# Sulking?



## maximilian (Dec 10, 2012)

Max seems a little sulky lately, and I can't figure it out. I work at home and seldom leave him alone. If I do go out, it's only for a few hours. I walk him off-leash in the woods 6-10 miles every day. Several walks each week include his friend, another dog he plays well with. He also gets a good 20 minutes of fetch each day. One day each week he goes to daycare (which he absolutely loves) and plays his little heart out. He eats a raw meat/organ/bone diet. He's very fit, healthy, swweet, and sociable, and he's always seemed so happy and playful' but for the last couple of weeks he's been acting, well, like he's a bit sad or something. 

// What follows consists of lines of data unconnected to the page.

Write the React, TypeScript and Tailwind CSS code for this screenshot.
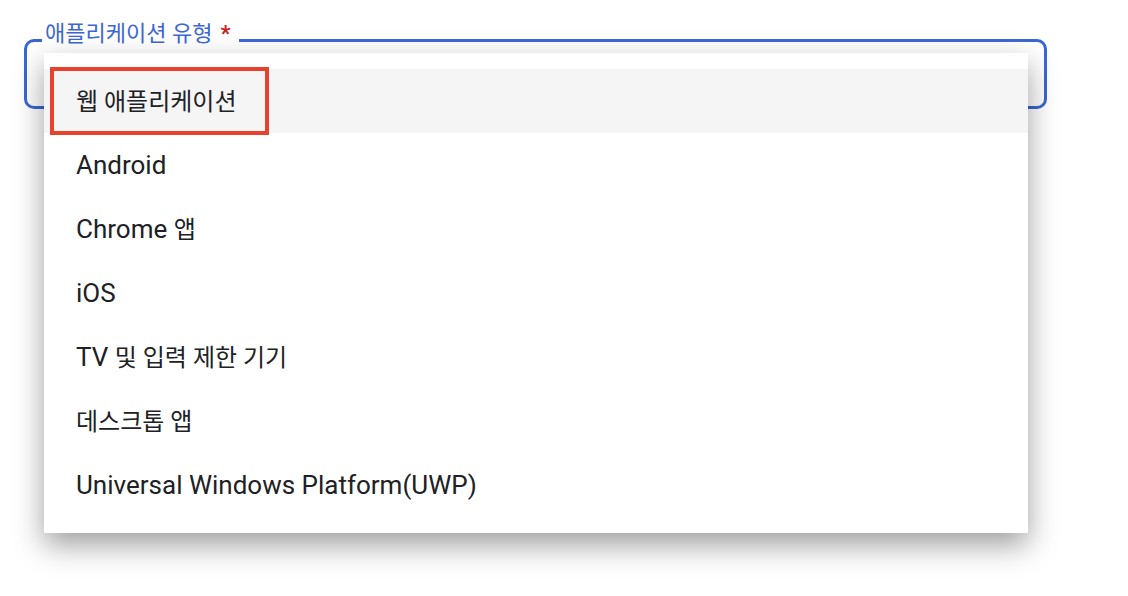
import React from 'react';

const App: React.FC = () => {
  const options = [
    "웹 애플리케이션",
    "Android",
    "Chrome 앱",
    "iOS",
    "TV 및 입력 제한 기기",
    "데스크톱 앱",
    "Universal Windows Platform(UWP)"
  ];

  // Hangul runs are set a touch smaller than the Latin runs (matches the reference's mixed fonts)
  const renderLabel = (text: string) =>
    text.split(/([\uac00-\ud7a3][\uac00-\ud7a3 ]*)/).filter(Boolean).map((part, i) =>
      /[\uac00-\ud7a3]/.test(part) ? (
        <span key={i} className="text-[24px]">{part}</span>
      ) : (
        <span key={i}>{part}</span>
      )
    );

  return (
    <div
      className="relative w-full h-[596px] bg-white overflow-hidden pl-[24px] pt-[39px]"
      style={{ fontFamily: 'Roboto, "Noto Sans CJK KR", sans-serif' }}
    >
      {/* Outlined select field (focused) */}
      <div className="relative w-[1023px] h-[70px] border-[3px] border-[#3c67d3] rounded-[10px]">
        <span className="absolute left-[15px] top-[-21px] flex items-center bg-white pl-[3px] pr-[9px] text-[22px] leading-[26px] text-[#3c67d3]">
          애플리케이션 유형
          <span className="ml-[8px] text-[#c5221f] font-bold">*</span>
        </span>
      </div>

      {/* Open dropdown menu */}
      <div className="absolute left-[44px] top-[53px] w-[984px] py-[16px] bg-white shadow-[0_12px_28px_rgba(0,0,0,0.38)]">
        <ul className="flex flex-col">
          {options.map((item, i) => (
            <li
              key={i}
              className={
                i === 0
                  ? "relative h-[64px] flex items-center pl-[32px] text-[26px] text-[#202124] bg-[#f5f5f5]"
                  : "relative h-[64px] flex items-center pl-[32px] text-[26px] text-[#202124]"
              }
            >
              <span className="whitespace-pre">{renderLabel(item)}</span>
              {i === 0 && (
                <span className="absolute left-[6px] top-[-2px] w-[219px] h-[68px] border-[4px] border-[#e8412c]" />
              )}
            </li>
          ))}
        </ul>
      </div>
    </div>
  );
};

export default App;
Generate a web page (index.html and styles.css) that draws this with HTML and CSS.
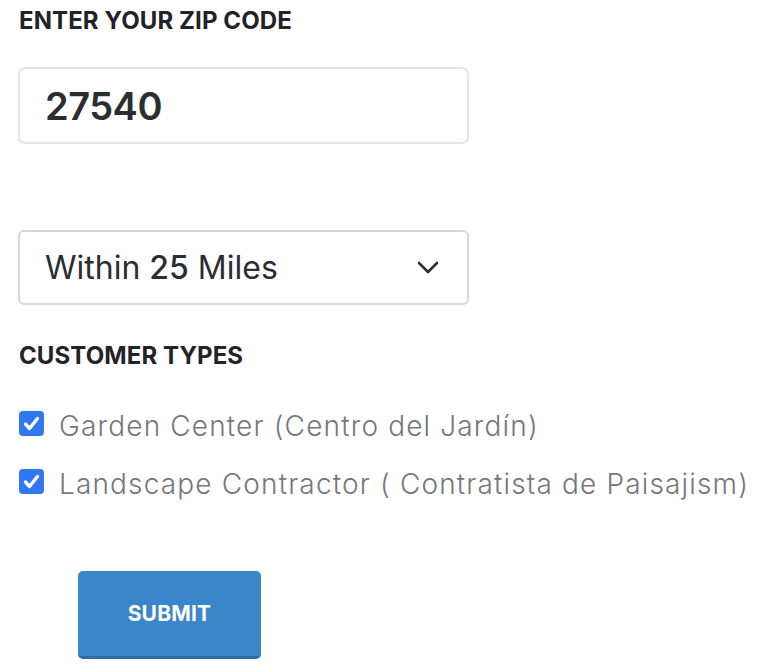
FILE: index.html
```html
<!DOCTYPE html>
<html>
	<head>
		<meta charset="utf-8">
		<title>Find a dealer</title>
		<link rel="stylesheet" href="styles.css">
	</head>
	<body>
		<form class="finder">
			<!-- zip -->
			<h2 class="field-title">ENTER YOUR ZIP CODE</h2>
			<div class="zip-box">27540</div>

			<!-- radius, drawn by hand so the number can sit in its own span -->
			<div class="radius-box">
				<span class="radius-text">Within <span class="num">25</span> Miles</span>
				<svg class="chevron" width="22" height="13" viewBox="0 0 22 13">
					<path d="M2 2 L11 11 L20 2" fill="none" stroke="#2b2d31" stroke-width="2.6" stroke-linecap="round" stroke-linejoin="round"/>
				</svg>
			</div>

			<h2 class="field-title types-title">CUSTOMER TYPES</h2>
			<ul class="type-list">
				<li>
					<span class="check"><svg width="25" height="25" viewBox="0 0 25 25"><path d="M6.5 13 L10.5 17.5 L18.5 7.5" fill="none" stroke="#fff" stroke-width="3.4" stroke-linecap="round" stroke-linejoin="round"/></svg></span>
					<span class="type-name">Garden Center (Centro del Jardín)</span>
				</li>
				<li>
					<span class="check"><svg width="25" height="25" viewBox="0 0 25 25"><path d="M6.5 13 L10.5 17.5 L18.5 7.5" fill="none" stroke="#fff" stroke-width="3.4" stroke-linecap="round" stroke-linejoin="round"/></svg></span>
					<span class="type-name">Landscape Contractor ( Contratista de Paisajism)</span>
				</li>
			</ul>

			<div class="actions">
				<button type="button" class="btn-submit">SUBMIT</button>
			</div>
		</form>
	</body>
</html>
```

FILE: styles.css
```css
*{
	margin: 0;
	padding: 0;
	box-sizing: border-box;
}
body{
	background: #fff;
	font-family: Inter, "Noto Sans", sans-serif;
}
.finder{
	width: 760px;
	padding: 6px 0 0 18px;
}
.field-title{
	font-size: 24px;
	line-height: 30px;
	font-weight: 700;
	letter-spacing: 0.1px;
	color: #222326;
	padding-left: 1px;
}
.zip-box{
	margin-top: 31px;
	width: 451px;
	height: 77px;
	border: 2px solid #e5e5e5;
	border-radius: 7px;
	padding-left: 25px;
	display: flex;
	align-items: center;
	font-size: 38px;
	font-weight: 600;
	color: #2b2d31;
	letter-spacing: -0.5px;
}
.radius-box{
	margin-top: 86px;
	width: 451px;
	height: 75px;
	border: 2px solid #d4d7db;
	border-radius: 6px;
	padding: 0 28px 0 25px;
	display: flex;
	align-items: center;
	justify-content: space-between;
	font-size: 32px;
	color: #2b2d31;
}
.radius-box .num{
	font-weight: 500;
}
.types-title{
	margin-top: 36px;
}
.type-list{
	list-style: none;
	margin-top: 39px;
}
.type-list li{
	display: flex;
	align-items: center;
	gap: 15px;
	height: 26px;
	margin-bottom: 32px;
}
.check{
	display: block;
	width: 25px;
	height: 25px;
	border-radius: 4px;
	background: #2f78f2;
	margin-left: 1px;
}
.check svg{
	display: block;
}
.type-name{
	padding-top: 6px;
	font-size: 28px;
	font-weight: 300;
	color: #76777a;
	letter-spacing: 1.15px;
}
.actions{
	padding-left: 60px;
	margin-top: 77px;
}
.btn-submit{
	width: 183px;
	height: 88px;
	border: none;
	border-bottom: 3px solid #2d6ba3;
	border-radius: 5px;
	background: #3987c8;
	color: #fff;
	font-family: Inter, "Noto Sans", sans-serif;
	font-size: 21px;
	font-weight: 700;
	letter-spacing: 0.2px;
}
```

If we don't get out right away in the morning for our first walk, he paces, stares out the window, and whines. Shortly after our return, he acts the same way. When I give him a toy, he plays with it until I get back to work on my laptop, and then he sulks. He doesn't run to his morning meal like he used to, but hangs back sulking for a few minutes before he finally approaches it and eats. He lies with his face on the floor between his paws and looks at me with big, sad eyes. It's heartbreaking! 

I feel like he wants to be outside more, but I don't have a fenced yard. Are the 2-3 hours out in the woods (plus a few blocks in the neighborhood and fetch at the park) not enough? I'm tapped out, but I feel like he wants more from me. 

He's 20 months old. Is this a stage, or am I doing something wrong? Have I spoiled him, maybe? Thoughts?


----------



## Shellbug (Nov 14, 2013)

Aww Max  maybe he is having a period of being blue. Just like people can do from time to time. 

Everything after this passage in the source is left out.